3 Wheel Mobility Scooter Clone Version2
A couple of years ago I built a large mobility trike a lot like a Palmers Industries Independent version.
Since I knew it was going to have to be rebuilt anyway I took the chance to extend the rear so I could install a basket the roughly the same size as a large grocery shopping cart. The picture below shows the differences between the old and new trike on length.
I used the same twin 24v 500w motors and lawnmower tranmission I used in the first trike. The only difference was I mounted the motors vertical and the transmission horizontally this time like it is supposed to be mounted. I had it mounted sideways in the first trike. It's kind of funny. Even using two motors on this, I still don't have as much power as I do when using my little small mobilty scooter. The motor on that is rated 1.5 hp while both these two motors together only put out a maximum of 1.3 hp.
A big change I made in this model was I used two 12volt 100 amp hour marine deepcell batteries in the first trike and they were mounted beneath the seat. This trike is using two 12volt 32 amp hour sealed scooter batteries mounted at the back end. This time instead of worrying as to whether I have enough battery power to get somewhere I simply solved the problem.
Under the seat is mounted a 5.5 hp vertical shaft lawn mower engine I bought from Harbor Freight and it's running a 24 volt 100 amp alternator through a jackshaft in front of the transmission. If my batteries get low I can simply start up the engine and run the electric drive motors on the alternator. I doesn't get the best gas milage doing that but it doesn't leave me stranded with a dead battery either.
Another change was I made and installed some large rear disk brakes on this version. The front brake and transmission brake on the other trike did an OK job but I wanted a little more stopping power this time.
The trike has a maximum speed of 15 mph. I geared it down on purpose to comply with the mobility scooter laws. It could probably do about 20 mph with different sprockets on the transmission.

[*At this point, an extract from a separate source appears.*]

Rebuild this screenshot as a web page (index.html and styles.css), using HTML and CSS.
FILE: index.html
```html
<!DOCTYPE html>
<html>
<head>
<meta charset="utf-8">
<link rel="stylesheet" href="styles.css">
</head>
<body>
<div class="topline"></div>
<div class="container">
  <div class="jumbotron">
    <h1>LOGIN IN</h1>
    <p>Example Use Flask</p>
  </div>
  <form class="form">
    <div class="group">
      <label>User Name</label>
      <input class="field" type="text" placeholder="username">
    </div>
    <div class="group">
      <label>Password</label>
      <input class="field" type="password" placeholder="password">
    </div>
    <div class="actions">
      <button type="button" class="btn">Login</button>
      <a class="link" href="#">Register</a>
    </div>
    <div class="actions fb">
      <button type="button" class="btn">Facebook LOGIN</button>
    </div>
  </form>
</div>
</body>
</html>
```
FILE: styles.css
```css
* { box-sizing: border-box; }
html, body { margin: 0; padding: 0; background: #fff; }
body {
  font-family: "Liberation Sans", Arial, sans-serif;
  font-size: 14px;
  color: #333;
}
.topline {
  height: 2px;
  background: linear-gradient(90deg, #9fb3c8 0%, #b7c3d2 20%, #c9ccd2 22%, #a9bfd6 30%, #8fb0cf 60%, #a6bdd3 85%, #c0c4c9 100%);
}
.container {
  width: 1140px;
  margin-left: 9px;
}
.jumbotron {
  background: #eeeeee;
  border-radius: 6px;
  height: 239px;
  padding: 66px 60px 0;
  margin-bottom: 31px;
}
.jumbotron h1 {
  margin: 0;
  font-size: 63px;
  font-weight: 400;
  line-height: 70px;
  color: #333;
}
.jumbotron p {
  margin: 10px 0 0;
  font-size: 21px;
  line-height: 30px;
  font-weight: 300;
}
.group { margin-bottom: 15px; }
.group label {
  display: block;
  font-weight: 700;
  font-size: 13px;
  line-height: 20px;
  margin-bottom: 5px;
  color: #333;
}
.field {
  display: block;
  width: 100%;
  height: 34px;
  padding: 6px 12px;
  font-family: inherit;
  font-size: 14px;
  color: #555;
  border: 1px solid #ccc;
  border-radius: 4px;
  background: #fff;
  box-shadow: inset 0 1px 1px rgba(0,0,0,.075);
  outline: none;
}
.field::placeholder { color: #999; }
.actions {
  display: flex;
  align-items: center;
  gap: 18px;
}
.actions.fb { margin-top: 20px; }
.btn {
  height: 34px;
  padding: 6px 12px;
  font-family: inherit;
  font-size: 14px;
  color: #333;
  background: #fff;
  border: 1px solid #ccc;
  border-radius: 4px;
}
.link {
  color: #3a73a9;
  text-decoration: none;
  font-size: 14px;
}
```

My original plans were to be able to run it on either the electrical motors or the gas engine through the transmission but it turned out that the freewheels I used couldn't handle being freewheeled about 2500 rpm. They died on me almost immediately. So I switched the engine over to driving the alternator and only the electric motors driving the transmission. It will at least regen to the batteries this way when going down long hills and I get the same end result as far as range goes so I'm more or less happy with it.
I started out using belts from the motors to the transmission this time because I wanted it to be quiet. It didn't make any difference as the noise I thought was coming from the chains turned out to be coming from the transmission itself. That thing is noisy! I took it apart to see if I could find out where it was coming from but nothing in the transmission was broken and after cleaning up the gears and inspecting them throroughly it was wasn't even worn in from what I could see. So far it hadn't even worn off the orginal machine marks on the gears. I just have to assume that lawn mower transmissions are noisy and you don't normally notice it due to engine noise when they are being used.
Picture of the transmission when I took it apart. It had plenty of lubrication and showed almost no wear on the parts.
Here's a picture of the frame before I started adding all the parts. It's not as heavy as it looks.
Top view looking down at internals. Those motor pulleys abd belts have been switched over to sprockets and #25 chains.
Running/turn signals, headlights and a mechanical speedometer.
I have another very bright led headlight mounted beside the speedometer now and have
The trike is straight. That pavement there is angled down.
The pin type trailer hitch is capable of use all my various bike trailers.
Brake lights and running/turn signals use seperate light pairs.
The gear shifter is on this side
It simply moved forward and backward 4-3-2-1-N-R
The small throttle knob under the seat is the engine throttle control. I simply set it to run at one speed for the alternator.
The trike has a full lighting system including head lights, tail lights, turn signals and emergency flashers.
I used a boat seat this time instead of a lawn tractor seat. This one should at least handle the weather better.
The engine brake release is on this side - lawn mower engines like this one don't use an electric kill switch.
The power switches are [aux power in/out] - [alternator] - [main battery] in that order.
You can just see the parking brake knob there on the front of the frame below the seat. It's more visible in the front view
The foot pedal operates the rear disk brakes.